In John T. Callahan & Sons, Inc. v. Worcester Insurance Company, the Court determined that the Case [sic] law supports an insured’s right to attorney’s fees and expenses, the Court observed, citing the 1997 case of Preferred Mutual v. Gamache. The case established an exception to the “American Rule” which states that all parties are responsible for their own litigation costs.
“What happens when the party incurring attorney’s fees and expenses to establish the insurer’s obligation to defend is not the insured but a different insurer that has defended and provided coverage to the insured?” stated Justice Margot Botsford in the Court’s opinion. “That is the question raised in this case. We answer that the exception to the American Rule in Gamache and its progeny does not extend to allow the prevailing insurer recovery of its attorney’s fees associated with an action brought to establish the defense and coverage responsibility of another insurer.”
In the Callahan case, the plaintiff, a general contractor, was sued by an injured subcontractor. The subcontractor alleged negligence by Callahan and another subcontractor, New England Air Conditioning Service (NEAC). Callahan had a general liability insurance policy with Zurich American Insurance Company. Also affecting the case was the fact that Callahan was an additional insured under NEAC’s general liability policy issued by the defendant Worcester Insurance Company.
Callahan asked both Zurich and Worcester to defend and indemnify it against the negligence claim. Zurich agreed and assumed the defense. NEAC and its insurer rejected the claim. Callahan ultimately settled with the injured subcontractor and contributed $75,000 to the settlement.
However, prior to the settlement, Zurich and Callahan sued Worcester Insurance in Superior Court, seeking a declaratory judgment regarding the insurer’s requirement to defend and indemnify Callahan. The plaintiffs also alleged a Chapter 93A violation.
The Superior Court judge found that Worcester, while not liable under 93A, was responsible for some of Callahan’s defense and should pay half the settlement amount and half the attorney’s fees and expenses of the defense. Following this determination, Callahan and Zurich sought attorney’s fees associated with the declaratory judgment action, but were denied, based on the lower court’s assertion that it was Zurich that sought the fees and the American Rule exception enunciated in Gamache is “for consumers” and should not apply to Zurich.

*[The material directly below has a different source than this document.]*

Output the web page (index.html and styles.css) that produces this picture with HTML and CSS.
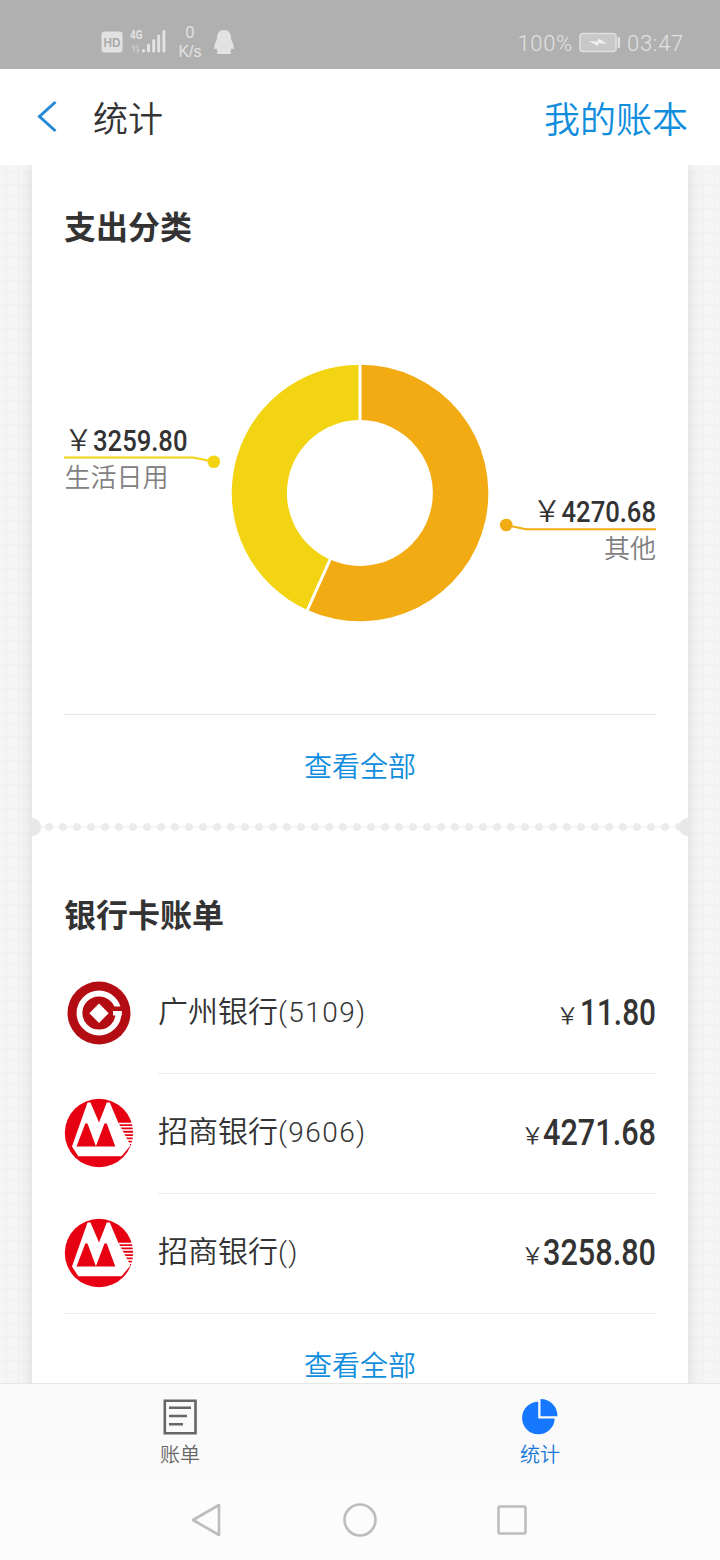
FILE: index.html
```html
<!DOCTYPE html>
<html lang="zh-CN">
<head>
<meta charset="utf-8">
<title>统计</title>
<link rel="stylesheet" href="styles.css">
</head>
<body>
<svg class="defs" width="0" height="0" aria-hidden="true">
  <symbol id="cmb" viewBox="0 0 70 70">
    <circle cx="35" cy="35" r="34.2" fill="#e60012"/>
    <path d="M23.500 4.500h3L35 24.500 42.800 4.500h3L54 24 66.500 47.500 57.500 58.300H14.300L8 48.500Z" fill="#fff"/>
    <path d="M21.300 25.500h2.200L32 48.500H12.500ZM40.500 25.500h2.200L51.300 48.500H31.800Z" fill="#e60012"/>
    <path d="M55 25.500H70M56 28.800H70M57.500 32.100H70M59 35.400H70M61 38.700H70M62.500 42H69.500M64 45.300H69" stroke="#fff" stroke-width="1.500"/>
  </symbol>
</svg>
<div class="screen">
  <header class="status">
    <div class="status-left">
      <svg class="hd" width="22" height="22" viewBox="0 0 22 22"><rect x=".5" y=".5" width="21" height="21" rx="3"/><text x="2.500" y="15.500" textLength="17" lengthAdjust="spacingAndGlyphs">HD</text></svg>
      <svg class="signal" width="37" height="26" viewBox="0 0 37 26">
        <text x="0" y="10" textLength="12.500" lengthAdjust="spacingAndGlyphs">4G</text>
        <path class="faint" d="M4 16v7M4 16l-2 2.500M7.500 16v7l2-2.500"/>
        <path class="bars" d="M13.500 21.500v.5M18.500 16v6M23.700 11.500v10.500M28.700 7v15M33.900 2.500v19.500"/>
      </svg>
      <div class="speed"><span>0</span><span>K/s</span></div>
      <svg class="penguin" width="22" height="26" viewBox="0 0 22 26"><path d="M11 1C6.500 1 4 4 4 8.500c0 2-.8 3.500-1.700 5.500C1.200 16.500.7 19 1.500 20c.6.400 1.200-.2 1.700-.8.3 1.300 1 2.300 1.800 3.300-1.500.8-1.800 2.500.5 2.500H16.500c2.300 0 2-1.700.5-2.500.8-1 1.500-2 1.800-3.300.5.600 1.100 1.200 1.700.8.800-1 .3-3.500-.8-6C18.800 12 18 10.500 18 8.500 18 4 15.500 1 11 1Z"/></svg>
    </div>
    <div class="status-right">
      <span>100%</span>
      <svg width="42" height="22" viewBox="0 0 42 22"><rect x="1" y="1.500" width="36" height="18" rx="3" fill="#c8c8c8" stroke="#dedede" stroke-width="1.600"/><path d="M10 9l8 .5 2-3 8 5.500-8-.7-1.500 2.700Z" fill="#efefef"/><rect x="38.500" y="5" width="2.500" height="11" rx="1.200" fill="#e2e2e2"/></svg>
      <span>03:47</span>
    </div>
  </header>
  <nav class="navbar">
    <svg class="back" width="22" height="34" viewBox="0 0 22 34"><path d="M19.500 2L3.500 16.500l16 14.500"/></svg>
    <h1>统计</h1>
    <a class="book">我的账本</a>
  </nav>
  <main class="content">
    <div class="card">
      <section class="expense">
        <h2>支出分类</h2>
        <svg class="chart" width="592" height="465" viewBox="64 249 592 465">
          <path fill="#f2ab13" d="M360 364.700A128.300 128.300 0 1 1 307.400 610L330 559.600A73 73 0 1 0 360 420Z"/>
          <path fill="#f2d412" d="M360 364.700A128.300 128.300 0 0 0 307.400 610L330 559.600A73 73 0 0 1 360 420Z"/>
          <path class="gap" d="M360 362V423M331.200 557L306.500 612"/>
          <path d="M64 457.500H193L213 461.500" fill="none" stroke="#f2d412" stroke-width="2"/>
          <circle cx="213.800" cy="461.700" r="6.300" fill="#f2d412"/>
          <path d="M656 529.300H526L506 525" fill="none" stroke="#f2ab13" stroke-width="2"/>
          <circle cx="506.200" cy="525" r="6.300" fill="#f2ab13"/>
          <text class="yen" x="64" y="451">&#xFFE5;</text>
          <text class="sum" x="93" y="451" textLength="94.500" lengthAdjust="spacingAndGlyphs">3259.80</text>
          <text class="name" x="64.500" y="487">生活日用</text>
          <text class="yen" x="532.500" y="522">&#xFFE5;</text>
          <text class="sum" x="561.500" y="522" textLength="94.500" lengthAdjust="spacingAndGlyphs">4270.68</text>
          <text class="name" x="656" y="558" text-anchor="end">其他</text>
        </svg>
        <a class="more">查看全部</a>
      </section>
      <div class="perforation"></div>
      <section class="banks">
        <h2>银行卡账单</h2>
        <div class="row">
          <svg class="logo" width="70" height="70" viewBox="0 0 70 70"><circle cx="35" cy="35" r="31.500" fill="#b30c12"/><circle cx="35" cy="35" r="19.500" fill="none" stroke="#fff" stroke-width="5.800"/><path d="M44 28.500H64v4.500H44Z" fill="#b30c12"/><path d="M49 33h8.800v4.500H49Z" fill="#fff"/><path d="M35 25.500l9.700 9.700L35 45l-9.700-9.800Z" fill="#fff"/></svg>
          <div class="line"><span class="bank">广州银行<i>(5109)</i></span><span class="amount"><small>&#xFFE5;</small><svg width="78" height="40"><text x="1" y="31" textLength="76" lengthAdjust="spacingAndGlyphs">11.80</text></svg></span></div>
        </div>
        <div class="row">
          <svg class="logo" width="70" height="70"><use href="#cmb"/></svg>
          <div class="line"><span class="bank">招商银行<i>(9606)</i></span><span class="amount"><small>&#xFFE5;</small><svg width="113" height="40"><text x="-1" y="31" textLength="113" lengthAdjust="spacingAndGlyphs">4271.68</text></svg></span></div>
        </div>
        <div class="row last">
          <svg class="logo" width="70" height="70"><use href="#cmb"/></svg>
          <div class="line"><span class="bank">招商银行<i>()</i></span><span class="amount"><small>&#xFFE5;</small><svg width="113" height="40"><text x="-1" y="31" textLength="113" lengthAdjust="spacingAndGlyphs">3258.80</text></svg></span></div>
        </div>
        <a class="more plain">查看全部</a>
      </section>
    </div>
  </main>
  <footer class="tabs">
    <a class="tab"><svg width="40" height="38" viewBox="0 0 40 38"><path d="M4.800 2.800h30.700v32.400H4.800ZM9 9.700h22M9 18h18M9 26.300h14" fill="none" stroke="#666" stroke-width="2.600"/></svg><span>账单</span></a>
    <a class="tab active"><svg width="40" height="38" viewBox="0 0 40 38"><path d="M18.200 3.700A16.300 16.300 0 1 0 34.700 20.500H18.200Z" fill="#1677ff"/><path d="M20.500 1A17 17 0 0 1 37.500 18.200H20.500Z" fill="#1677ff"/></svg><span>统计</span></a>
  </footer>
  <div class="system">
    <svg width="34" height="36" viewBox="0 0 34 36"><path d="M28 3v30L2 18Z"/></svg>
    <svg width="34" height="36" viewBox="0 0 34 36"><circle cx="17" cy="18" r="15.500"/></svg>
    <svg width="34" height="36" viewBox="0 0 34 36"><rect x="3.500" y="4.500" width="27" height="27" rx="1.500"/></svg>
  </div>
</div>
</body>
</html>
```
FILE: styles.css
```css
* { box-sizing: border-box; }
body { margin: 0; font-family: "Noto Sans CJK SC", sans-serif; color: #333; }
.defs { position: absolute; }
.screen { width: 720px; height: 1560px; display: flex; flex-direction: column; overflow: hidden; background: #fff; }
svg { display: block; flex: none; overflow: visible; }

.status { height: 69px; flex: none; background: #b0b0b0; color: #e2e2e2; display: flex; justify-content: space-between; padding: 0 36px 0 101px; font-family: Roboto, sans-serif; }
.status-left, .status-right { display: flex; align-items: center; }
.status-left { padding-top: 15px; }
.hd rect { fill: #e2e2e2; }
.hd text { fill: #aaa; font: 700 12.5px "Liberation Sans", sans-serif; }
.signal { margin-left: 7px; fill: none; }
.signal text { fill: #e2e2e2; font: 700 12.5px Roboto, sans-serif; }
.signal .bars { stroke: #e2e2e2; stroke-width: 3; stroke-linecap: round; }
.signal .faint { stroke: #c8c8c8; stroke-width: 1.5; }
.speed { width: 26px; margin-left: 10px; display: flex; flex-direction: column; align-items: center; font: 300 16px/19px "Liberation Sans", sans-serif; }
.penguin { margin-left: 10px; fill: #e2e2e2; }
.status-right { padding-top: 17px; gap: 6px; font-size: 22px; font-weight: 350; letter-spacing: 0.7px; }

.navbar { height: 96px; flex: none; display: flex; align-items: center; padding: 0 32px 0 36px; }
.back path { fill: none; stroke: #2389d7; stroke-width: 3; }
h1 { margin: 0 auto 0 35px; font-size: 35px; line-height: 50px; font-weight: 350; }
.book, .more { color: #108ddd; font-weight: 350; }
.book { font-size: 36px; line-height: 50px; }

.content { height: 1218px; flex: none; overflow: hidden; padding: 0 32px; background-color: #f5f5f5; background-image: linear-gradient(#eff1f1 1px, transparent 1px), linear-gradient(90deg, #eff1f1 1px, transparent 1px); background-size: 12px 12px; background-position: 6px 7px; }
.card { height: 1240px; background: #fff; box-shadow: 0 0 16px rgba(0, 0, 0, .1); clip-path: inset(0 -24px); }
h2 { margin: 0; font-size: 32px; line-height: 40px; padding-bottom: 4px; font-weight: 700; }
.expense { height: 652px; padding: 40px 32px 0; }
.chart .gap { fill: none; stroke: #fff; stroke-width: 3; }
.chart .sum { font: 500 30px Roboto, sans-serif; fill: #333; }
.chart .yen { font-size: 29px; font-weight: 350; fill: #333; }
.chart .name { font-size: 26px; font-weight: 350; fill: #808080; }
.more { display: block; border-top: 1px solid #e8e8e8; text-align: center; font-size: 28px; line-height: 101px; }
.perforation { height: 20px; background: radial-gradient(circle at 0 10px, #e8e8e8 8.5px, transparent 9.5px), radial-gradient(circle at 100% 10px, #e8e8e8 8.5px, transparent 9.5px), radial-gradient(circle, #ebebeb 3.5px, transparent 4.3px) 10px 0 / 14px 20px, linear-gradient(#f7f7f7, #f7f7f7) 0 9px / 100% 2px no-repeat; }
.banks { padding: 56px 32px 0; }
.row { display: flex; align-items: center; height: 120px; gap: 24px; }
.row:first-of-type { margin-top: 17px; }
.logo { margin-top: -2px; }
.line { flex: 1; height: 120px; display: flex; align-items: center; justify-content: space-between; border-bottom: 1px solid #ebebeb; }
.last { border-bottom: 1px solid #ebebeb; }
.last .line { border-bottom: 0; }
.last .logo { margin-top: -1px; }
.bank { font-size: 30px; line-height: 44px; font-weight: 350; padding-bottom: 5px; }
.bank i { font: 300 28px/44px Roboto, sans-serif; letter-spacing: 1.4px; }
.amount { display: flex; align-items: center; margin-right: -1px; }
.amount small { font-size: 23px; font-weight: 350; line-height: 40px; }
.amount text { font: 500 36px Roboto, sans-serif; fill: #333; }
.more.plain { border-top: 0; }

.tabs { height: 97px; flex: none; display: flex; background: #fafafa; border-top: 1px solid #e6e6e6; }
.tab { flex: 1; display: flex; flex-direction: column; align-items: center; padding-top: 14px; color: #666; font-size: 20px; line-height: 36px; font-weight: 350; }
.active { color: #1677d8; }
.system { height: 80px; flex: none; display: flex; justify-content: center; align-items: center; gap: 118px; background: #fcfcfc; }
.system svg { fill: none; stroke: #bdbdbd; stroke-width: 2.600; stroke-linejoin: round; }
```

The SJC took up this case on its own accord.
Back to Tradition
“Our traditional and usual approach to the award of attorney’s fees for litigation has been to follow the ‘American Rule’: in the absence of statute, or court rule, we do not allow successful litigants to recover their attorney’s fees and expenses,” stated Botsford. “The principle set out in Gamache, entitlement of an insured to recover attorney’s fees associated with establishing an insurer’s duty to defend under the policy, was a limited exception to that general rule.”

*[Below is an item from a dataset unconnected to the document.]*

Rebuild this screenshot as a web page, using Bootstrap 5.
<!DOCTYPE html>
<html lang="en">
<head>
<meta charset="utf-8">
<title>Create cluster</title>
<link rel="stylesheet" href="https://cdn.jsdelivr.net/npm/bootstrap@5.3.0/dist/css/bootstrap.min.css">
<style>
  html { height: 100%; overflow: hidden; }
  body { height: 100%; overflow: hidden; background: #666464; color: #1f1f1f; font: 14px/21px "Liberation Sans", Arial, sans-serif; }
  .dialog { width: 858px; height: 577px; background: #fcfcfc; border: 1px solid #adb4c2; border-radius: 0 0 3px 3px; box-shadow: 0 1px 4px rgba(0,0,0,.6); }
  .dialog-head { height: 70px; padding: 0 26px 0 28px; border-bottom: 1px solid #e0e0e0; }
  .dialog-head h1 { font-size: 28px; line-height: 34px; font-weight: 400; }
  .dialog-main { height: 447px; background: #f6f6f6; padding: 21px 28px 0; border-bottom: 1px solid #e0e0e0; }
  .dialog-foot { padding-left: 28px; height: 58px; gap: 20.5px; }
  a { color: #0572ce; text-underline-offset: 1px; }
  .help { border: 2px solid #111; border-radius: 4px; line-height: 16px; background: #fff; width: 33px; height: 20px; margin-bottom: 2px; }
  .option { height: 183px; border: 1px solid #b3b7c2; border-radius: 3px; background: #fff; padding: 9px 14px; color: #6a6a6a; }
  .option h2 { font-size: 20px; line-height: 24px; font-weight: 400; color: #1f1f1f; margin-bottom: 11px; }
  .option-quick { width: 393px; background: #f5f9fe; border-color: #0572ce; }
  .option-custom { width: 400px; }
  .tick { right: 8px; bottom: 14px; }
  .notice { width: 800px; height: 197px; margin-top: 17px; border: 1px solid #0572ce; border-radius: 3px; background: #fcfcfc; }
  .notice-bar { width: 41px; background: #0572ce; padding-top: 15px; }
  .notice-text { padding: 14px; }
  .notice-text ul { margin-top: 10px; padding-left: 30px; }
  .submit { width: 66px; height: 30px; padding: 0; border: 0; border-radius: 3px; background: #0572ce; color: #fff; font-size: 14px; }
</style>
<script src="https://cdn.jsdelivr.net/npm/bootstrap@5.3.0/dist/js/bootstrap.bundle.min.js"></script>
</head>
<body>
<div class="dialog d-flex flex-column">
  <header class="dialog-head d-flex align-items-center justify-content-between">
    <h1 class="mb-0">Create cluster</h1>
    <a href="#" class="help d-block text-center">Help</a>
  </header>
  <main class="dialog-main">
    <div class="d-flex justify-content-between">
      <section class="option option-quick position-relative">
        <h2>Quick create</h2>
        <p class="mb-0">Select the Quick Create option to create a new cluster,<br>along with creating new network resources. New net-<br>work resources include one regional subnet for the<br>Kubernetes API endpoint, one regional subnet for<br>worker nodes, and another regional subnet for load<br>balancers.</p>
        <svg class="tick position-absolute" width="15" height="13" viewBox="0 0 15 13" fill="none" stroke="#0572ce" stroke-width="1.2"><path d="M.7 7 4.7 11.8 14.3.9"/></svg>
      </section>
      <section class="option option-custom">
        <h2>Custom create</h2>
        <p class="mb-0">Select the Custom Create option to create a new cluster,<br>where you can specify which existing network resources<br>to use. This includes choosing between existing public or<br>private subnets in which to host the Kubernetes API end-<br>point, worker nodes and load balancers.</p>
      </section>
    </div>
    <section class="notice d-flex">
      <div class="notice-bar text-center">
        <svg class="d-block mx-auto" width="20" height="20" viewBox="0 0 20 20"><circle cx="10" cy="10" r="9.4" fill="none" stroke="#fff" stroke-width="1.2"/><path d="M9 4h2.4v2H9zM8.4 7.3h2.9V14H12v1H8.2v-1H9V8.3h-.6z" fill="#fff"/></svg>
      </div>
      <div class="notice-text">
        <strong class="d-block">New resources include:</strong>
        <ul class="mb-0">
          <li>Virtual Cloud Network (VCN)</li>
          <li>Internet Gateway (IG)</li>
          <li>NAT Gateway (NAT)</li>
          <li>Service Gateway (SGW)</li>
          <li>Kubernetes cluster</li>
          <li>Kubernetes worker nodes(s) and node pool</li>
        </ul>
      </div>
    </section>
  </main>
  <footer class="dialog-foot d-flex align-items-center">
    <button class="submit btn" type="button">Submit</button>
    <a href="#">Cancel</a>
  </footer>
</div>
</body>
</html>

The Gamache exception is appropriate because of the “special relationship” between an insured and insurer forged through the insurance policy.

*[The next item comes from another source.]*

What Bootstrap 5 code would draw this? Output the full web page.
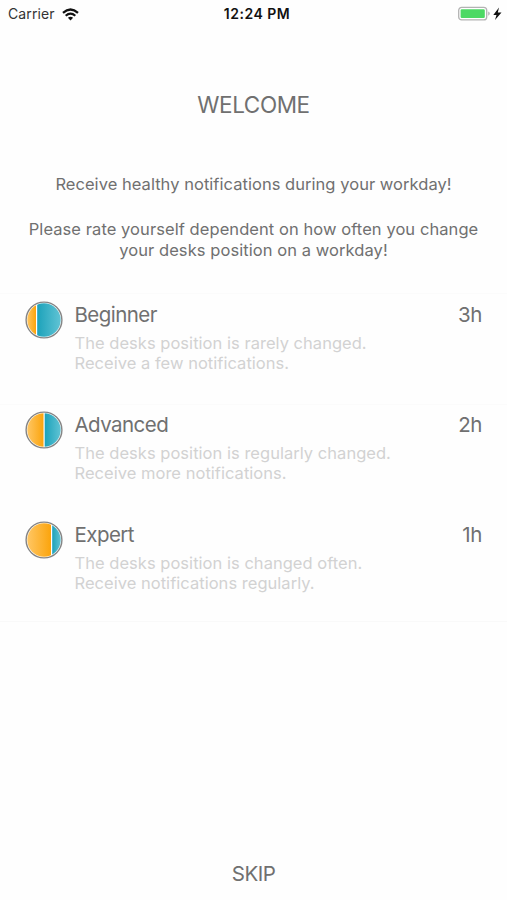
<!DOCTYPE html>
<html lang="en">
<head>
<meta charset="utf-8">
<meta name="viewport" content="width=device-width, initial-scale=1">
<title>Welcome</title>
<link href="https://cdn.jsdelivr.net/npm/bootstrap@5.3.0/dist/css/bootstrap.min.css" rel="stylesheet">
<style>
  body { font-family: Inter, "Liberation Sans", sans-serif; color: #707070; background: #fefefe; }
  .screen { height: 900px; overflow: hidden; }
  .status-bar { height: 28px; padding: 0 4px 0 8px; color: #111; font-size: 14px; line-height: 28px; }
  .carrier { color: #333; letter-spacing: .1px; }
  .wifi { margin-left: 7px; }
  .clock { font-weight: 600; font-size: 14px; letter-spacing: .5px; padding-left: 3px; }
  .page-title { font-size: 22.5px; line-height: 28px; margin-top: 62.5px; letter-spacing: -.4px; }
  .intro { font-size: 16.5px; line-height: 20.5px; letter-spacing: .04px; }
  .intro-first { margin-top: 55.5px; }
  .intro-second { margin-top: 24px; line-height: 21px; letter-spacing: .07px; }
  .levels { margin-top: 32px; border-top: 1px solid #fbfbfb; border-bottom: 1px solid #f9f9f9; }
  .level { height: 110px; padding: 8px 25px 0; }
  .level:last-child { height: 107px; }
  .level + .level { border-top: 1px solid #fbfbfb; padding-top: 7px; }
  .level:last-child { border-top-color: transparent; }
  .level-icon { width: 38px; height: 38px; margin: -1px 12px 0 -.5px; }
  .level-name { font-size: 20.5px; line-height: 26px; letter-spacing: -.55px; }
  .level-time { letter-spacing: -.4px; }
  .level-text { font-size: 16.5px; line-height: 20.5px; letter-spacing: .03px; color: #d2d2d2; margin-top: 5px; }
  .skip { font-size: 20.5px; line-height: 26px; color: #707070; margin-bottom: 13px; letter-spacing: -.5px; }
</style>
</head>
<body>
<svg width="0" height="0" class="position-absolute" aria-hidden="true">
  <defs>
    <linearGradient id="sun"><stop offset="0" stop-color="#ffc765"/><stop offset="1" stop-color="#fba40c"/></linearGradient>
    <linearGradient id="sea"><stop offset="0" stop-color="#1ca2ba"/><stop offset="1" stop-color="#62c4d5"/></linearGradient>
    <clipPath id="disc"><circle cx="19" cy="19" r="16.700"/></clipPath>
  </defs>
</svg>
<main class="screen d-flex flex-column">
  <header class="status-bar row g-0 align-items-center flex-shrink-0">
    <div class="col d-flex align-items-center">
      <span class="carrier">Carrier</span>
      <svg class="wifi" width="17" height="13" viewBox="0 0 17 13" fill="none" stroke="#111" stroke-width="2.2">
        <path d="M1 4.900Q8.500-1.900 16 4.900M3.700 7.700Q8.500 3.400 13.300 7.700"/>
        <path d="M5.900 9.700Q8.500 7.600 11.100 9.700L8.500 12.400Z" fill="#111" stroke="none"/>
      </svg>
    </div>
    <div class="col-auto clock">12:24 PM</div>
    <div class="col d-flex align-items-center justify-content-end">
      <svg width="46" height="16" viewBox="0 0 46 16">
        <rect x="1.700" y="1.300" width="28" height="12.600" rx="3" fill="#fff" stroke="#b3b3b3" stroke-width="1.300"/>
        <rect x="3.600" y="3.200" width="24.200" height="8.800" rx="1.200" fill="#4cd964"/>
        <path d="M31.200 5.500v4.200q1.600-.6 1.600-2.100t-1.600-2.100Z" fill="#b3b3b3"/>
        <path d="M42 1.500L36.300 8.900h3.200l-1.500 5.200L44.500 6.600h-3.700Z" fill="#111"/>
      </svg>
    </div>
  </header>

  <h1 class="page-title text-center fw-normal mb-0">WELCOME</h1>
  <p class="intro intro-first text-center mb-0">Receive healthy notifications during your workday!</p>
  <p class="intro intro-second text-center mb-0">Please rate yourself dependent on how often you change<br>your desks position on a workday!</p>

  <section class="levels">
    <div class="level d-flex align-items-start">
      <svg class="level-icon flex-shrink-0" viewBox="0 0 38 38">
        <circle cx="19" cy="19" r="17.900" fill="#fff" stroke="#858585" stroke-width="1.400"/>
        <g clip-path="url(#disc)"><rect x="2" y="2" width="9" height="34" fill="url(#sun)"/><rect x="12.200" y="2" width="24" height="34" fill="url(#sea)"/></g>
      </svg>
      <div class="flex-grow-1">
        <div class="level-name d-flex justify-content-between"><span>Beginner</span><span class="level-time">3h</span></div>
        <p class="level-text mb-0">The desks position is rarely changed.<br>Receive a few notifications.</p>
      </div>
    </div>
    <div class="level d-flex align-items-start">
      <svg class="level-icon flex-shrink-0" viewBox="0 0 38 38">
        <circle cx="19" cy="19" r="17.900" fill="#fff" stroke="#858585" stroke-width="1.400"/>
        <g clip-path="url(#disc)"><rect x="2" y="2" width="16.500" height="34" fill="url(#sun)"/><rect x="19.700" y="2" width="16.500" height="34" fill="url(#sea)"/></g>
      </svg>
      <div class="flex-grow-1">
        <div class="level-name d-flex justify-content-between"><span>Advanced</span><span class="level-time">2h</span></div>
        <p class="level-text mb-0">The desks position is regularly changed.<br>Receive more notifications.</p>
      </div>
    </div>
    <div class="level d-flex align-items-start">
      <svg class="level-icon flex-shrink-0" viewBox="0 0 38 38">
        <circle cx="19" cy="19" r="17.900" fill="#fff" stroke="#858585" stroke-width="1.400"/>
        <g clip-path="url(#disc)"><rect x="2" y="2" width="24" height="34" fill="url(#sun)"/><rect x="27.200" y="2" width="9" height="34" fill="url(#sea)"/></g>
      </svg>
      <div class="flex-grow-1">
        <div class="level-name d-flex justify-content-between"><span>Expert</span><span class="level-time">1h</span></div>
        <p class="level-text mb-0">The desks position is changed often.<br>Receive notifications regularly.</p>
      </div>
    </div>
  </section>

  <a href="#" class="skip mt-auto align-self-center text-decoration-none">SKIP</a>
</main>
<script src="https://cdn.jsdelivr.net/npm/bootstrap@5.3.0/dist/js/bootstrap.bundle.min.js"></script>
</body>
</html>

“The assumption of responsibility for the insured’s defense in litigation is one of the core purposes for which liability insurance is purchased; allowing recovery of attorney’s fees was necessary to give the insured the full benefit of the insurance contract,” added Botsford. “But we have also emphasized that even between insurer and insured, the exception to the American Rule has strict limits. Thus, for example, we refused to extend Gamache to permit an insured to recover attorney’s fees incurred in connection with an action to establish an insurer’s indemnity (as opposed to defense) obligation.”
The two insurers in this case had no contractual relationship and no link apart from the fact that they shared an insured, the Court stated. The declaratory judgment action did not allow Zurich to make a breach of contract claim, but it could be reimbursed by Worcester for its refusal to join in the defense and settlement for the underlying claim.
“Zurich contends that the attorney’s fees must be awarded here because Gamache establishes that Callahan, as the insured, is entitled to them,” said Botsford. “The undisputed fact, however, is that Callahan did not incur these fees; Zurich did. Gamache does not stand for the proposition that an insured should recover attorney’s fees associated with establishing an insurer’s duty to defend even when the insured did not pay those fees.”
Zurich further argued that to not allow retrieval of the fees “rewards” Worcester. The Court disagreed.
“The policy underlying the Gamache exception to the American Rule is not to punish wrongdoers or to reward those who act responsibly,” said the Court. “Rather, it is a policy designed to protect the insured’s right to receive the full benefit of its liability insurance contract. Through the successful declaratory judgment action, Callahan did receive that benefit at no cost to itself, thanks to Zurich. But Zurich also received a separate and very real benefit from the action: the requirement that Worcester reimburse Zurich for one-half the settlement amount and one-half the attorney’s fees. Application of the American Rule to Zurich in this context deprives the insured, Callahan, of nothing, and comports with established practice.”